In his book, Humphrey follows the journey of the 99th Division from it’s beginnings in 1942 on through its role in defeating the Germans at the Battle of the Bulge, taking the Ludendorff Bridge at Remagen on March 11, 1945, and liberating three labor camps and one concentration camp in May 1945. He tells the battle’s history through the personal stories of the 300 GIs he has interviewed over the last four and one-half years.
“I have some very moving passages from people, what they did and who was killed, and how they reacted. They told of people sitting up on the ridge on Christmas Eve looking down on the village of Krinkelt and there was music coming from it. The Germans didn’t attack on Christmas Eve or Christmas Day.”
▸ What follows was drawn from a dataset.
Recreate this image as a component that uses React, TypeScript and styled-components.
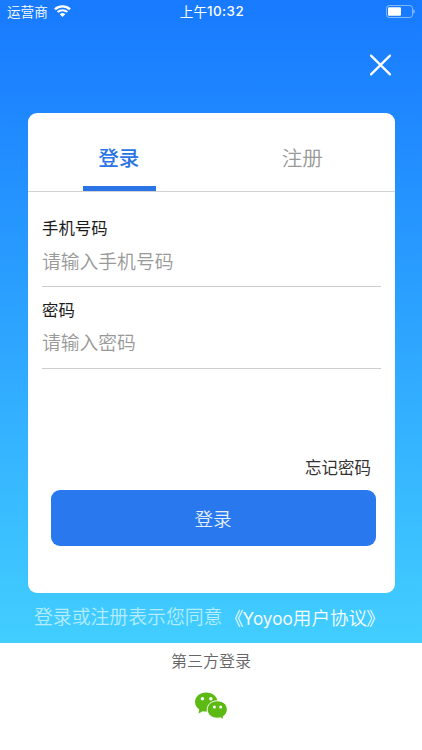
import React, { useState } from "react";
import styled, { createGlobalStyle } from "styled-components";

const Global = createGlobalStyle`
  * { box-sizing: border-box; }
  body { margin: 0; background: #fff; font-family: "Noto Sans CJK SC", sans-serif; }
  button, input { font: inherit; border: 0; background: none; padding: 0; margin: 0; }
`;

const Screen = styled.div`
  width: 422px;
  height: 750px;
  display: flex;
  flex-direction: column;
  overflow: hidden;
  background: #fff;
`;

const Hero = styled.main`
  height: 643px;
  display: flex;
  flex-direction: column;
  background: linear-gradient(#187aff 0%, #1f88ff 18%, #42ceff 100%);
`;

const StatusBar = styled.header`
  height: 24px;
  padding: 0 7px 2px 7px;
  display: grid;
  grid-template-columns: 1fr auto 1fr;
  align-items: center;
  color: #fff;
  font-size: 13.6px;
  line-height: 22px;
`;

const Carrier = styled.div`
  display: flex;
  align-items: center;
  gap: 6.5px;
  font-weight: 350;
`;

const Clock = styled.time`
  display: flex;
  padding-left: 2px;
  font-weight: 400;
`;

const Digits = styled.span`
  font-family: Inter, sans-serif;
  font-weight: 500;
  font-size: 13.4px;
  letter-spacing: 0.45px;
`;

const BatterySlot = styled.div`
  display: flex;
  justify-content: flex-end;
`;

const TopActions = styled.div`
  height: 89px;
  padding: 28px 29px 0 0;
  display: flex;
  justify-content: flex-end;
  align-items: flex-start;
`;

const CloseButton = styled.button`
  display: flex;
  width: 25px;
  height: 25px;
`;

const Card = styled.section`
  width: 367px;
  height: 479.5px;
  margin-left: 28px;
  border-radius: 9px;
  background: #fff;
  display: flex;
  flex-direction: column;
`;

const Tabs = styled.nav`
  height: 79px;
  display: grid;
  grid-template-columns: 1fr 1fr;
  border-bottom: 1.5px solid #d2d2d2;
`;

const Tab = styled.button<{ $active: boolean }>`
  display: flex;
  flex-direction: column;
  align-items: center;
  justify-content: space-between;
  padding-top: 29px;
  font-size: 20.6px;
  line-height: 30px;
  font-weight: ${(p) => (p.$active ? 500 : 350)};
  color: ${(p) => (p.$active ? "#2a74e6" : "#999")};

  &::after {
    content: "";
    width: 73px;
    height: 5px;
    background: ${(p) => (p.$active ? "#2a74e6" : "transparent")};
  }
`;

const TabLabel = styled.span`
  padding-right: 2px;
`;

const Fields = styled.div`
  padding: 21px 14px 0;
`;

const Field = styled.label`
  display: flex;
  flex-direction: column;
  height: 81.5px;
`;

const FieldName = styled.span`
  font-size: 16.4px;
  line-height: 28px;
  color: #1c1c1c;
`;

const Input = styled.input`
  width: 100%;
  height: 46px;
  padding: 0 0 6.5px;
  outline: 0;
  border-bottom: 1px solid #cdcdcd;
  font-size: 18.8px;
  font-weight: 350;
  color: #222;

  &::placeholder { color: #999; opacity: 1; }
`;

const Forgot = styled.button`
  align-self: flex-end;
  margin: 79px 24px 0 0;
  font-size: 16.5px;
  line-height: 24px;
  color: #333;
`;

const Submit = styled.button`
  width: 325px;
  height: 56px;
  margin: 11px auto 0 22.5px;
  padding-bottom: 1px;
  border-radius: 9px;
  background: #2978ed;
  color: #e4f0ff;
  font-size: 18.6px;
  font-weight: 350;
`;

const Terms = styled.p`
  margin: 0;
  padding: 8px 0 0 34px;
  display: flex;
  font-size: 18.85px;
  line-height: 30px;
  white-space: nowrap;
  font-weight: 350;
  color: #b3edff;
`;

const Agreement = styled.span`
  padding-top: 1px;
  margin-left: 2.5px;
  font-size: 18.6px;
  color: #f4fdff;
`;

const OpeningMark = styled.span`
  letter-spacing: -1px;
`;

const ClosingMark = styled.span`
  margin-left: -1px;
`;

const Latin = styled.span`
  font-family: Inter, sans-serif;
  font-weight: 400;
  font-size: 17.2px;
`;

const ThirdParty = styled.footer`
  height: 107px;
  padding-top: 5px;
  display: flex;
  flex-direction: column;
  align-items: center;
  font-size: 16px;
  line-height: 24px;
  font-weight: 350;
  color: #666;
`;

const WechatButton = styled.button`
  display: flex;
  margin-top: 20px;
`;

const WifiIcon = () => (
  <svg width="17" height="12" viewBox="0 0 16 12" preserveAspectRatio="none" fill="none" stroke="#fff">
    <path d="M.9 4.4a10 10 0 0 1 14.2 0" strokeWidth="2.3" />
    <path d="M3.5 7.1a6.4 6.4 0 0 1 9 0" strokeWidth="2.1" />
    <path d="M8 12 5.4 9.3a3.7 3.7 0 0 1 5.2 0Z" fill="#fff" stroke="none" />
  </svg>
);

const BatteryIcon = () => (
  <svg width="30" height="13" viewBox="0 0 30 13">
    <rect x="1.5" y="0.5" width="26" height="12" rx="2.8" fill="none" stroke="#fff" strokeOpacity="0.45" />
    <rect x="3" y="2.2" width="13" height="8.6" rx="1" fill="#fff" />
    <path d="M28.4 4.3c1.7.7 1.7 3.7 0 4.4Z" fill="#fff" fillOpacity="0.6" />
  </svg>
);

const CloseIcon = () => (
  <svg width="25" height="25" viewBox="0 0 25 25" stroke="#fff" strokeWidth="2.2" strokeLinecap="round">
    <path d="M3 3.6 22 22.4M22 3.6 3 22.4" />
  </svg>
);

const WechatIcon = () => (
  <svg width="34" height="28" viewBox="0 0 34 28">
    <path
      d="M12.2 .4C5.8.4 1 4.6 1 10c0 3.2 1.6 5.8 4.3 7.6L4.5 21.6l4.2-2.4c1.1.3 2.2.4 3.5.4 6.4 0 11.4-4.2 11.4-9.6S18.6.4 12.2.4Z"
      fill="#5dba14"
    />
    <path
      d="M23.3 8.8c-5.8 0-10.1 3.7-10.1 8.7s4.3 8.7 10.1 8.7c1.1 0 2.1-.1 3.1-.4l3.5 1.8-.8-3.1c2.6-1.6 4.2-4 4.2-7 0-5-4.2-8.7-10-8.7Z"
      fill="#5dba14"
      stroke="#fff"
      strokeWidth="1"
    />
    <g fill="#fff">
      <circle cx="8.4" cy="6.8" r="1.7" />
      <circle cx="16.8" cy="6.8" r="1.7" />
      <circle cx="20.4" cy="14.9" r="1.5" />
      <circle cx="26.7" cy="14.9" r="1.5" />
    </g>
  </svg>
);

export default function App() {
  const [active, setActive] = useState("登录");

  return (
    <>
      <Global />
      <Screen>
        <Hero>
          <StatusBar>
            <Carrier>
              运营商
              <WifiIcon />
            </Carrier>
            <Clock>
              上午<Digits>10:32</Digits>
            </Clock>
            <BatterySlot>
              <BatteryIcon />
            </BatterySlot>
          </StatusBar>
          <TopActions>
            <CloseButton aria-label="关闭">
              <CloseIcon />
            </CloseButton>
          </TopActions>
          <Card>
            <Tabs>
              {["登录", "注册"].map((name) => (
                <Tab key={name} $active={name === active} onClick={() => setActive(name)}>
                  <TabLabel>{name}</TabLabel>
                </Tab>
              ))}
            </Tabs>
            <Fields>
              <Field>
                <FieldName>手机号码</FieldName>
                <Input type="tel" placeholder="请输入手机号码" />
              </Field>
              <Field>
                <FieldName>密码</FieldName>
                <Input type="password" placeholder="请输入密码" />
              </Field>
            </Fields>
            <Forgot>忘记密码</Forgot>
            <Submit>登录</Submit>
          </Card>
          <Terms>
            登录或注册表示您同意
            <Agreement>
              <OpeningMark>《</OpeningMark>
              <Latin>Yoyoo</Latin>用户协议<ClosingMark>》</ClosingMark>
            </Agreement>
          </Terms>
        </Hero>
        <ThirdParty>
          第三方登录
          <WechatButton aria-label="微信登录">
            <WechatIcon />
          </WechatButton>
        </ThirdParty>
      </Screen>
    </>
  );
}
One of Humphrey’s visits to Germany took him not only to Elsenborn Ridge, but on the 99th’s trail to Remagen and Mühldorf, where the POW camps were located. He has no family connection to the 99th Division, just a historian’s interest and passion.
“I like the guys,” Humphrey said. “When I met them, they were just very friendly gentlemen and were happy that someone was interested in their story.”
Humphrey opined that the 99th “feels neglected” and has “an inferiority complex.”
“That’s because 1) they were overrun by the Germans, and 2) the 101st Division gets most of the credit,” he said. “These were guys who didn’t want to be there. They weren’t hard-nosed Marine-types. They were just ordinary guys. The fact that they were responsive and friendly to me and wanted to talk propelled me along. I thought I’d better tell their stories because no one else is.”
Humphrey hopes his manuscript finds a publisher within the next year because, as he states, “These guys are dying by the hundreds every day.”
“I’m not doing a lot of battles and strategy, though I have to do some of that,” he said. “Mostly it’s about these guys and how they reacted — sometimes, not so good.”
And sometimes, an old soldier gets his canteen cup back.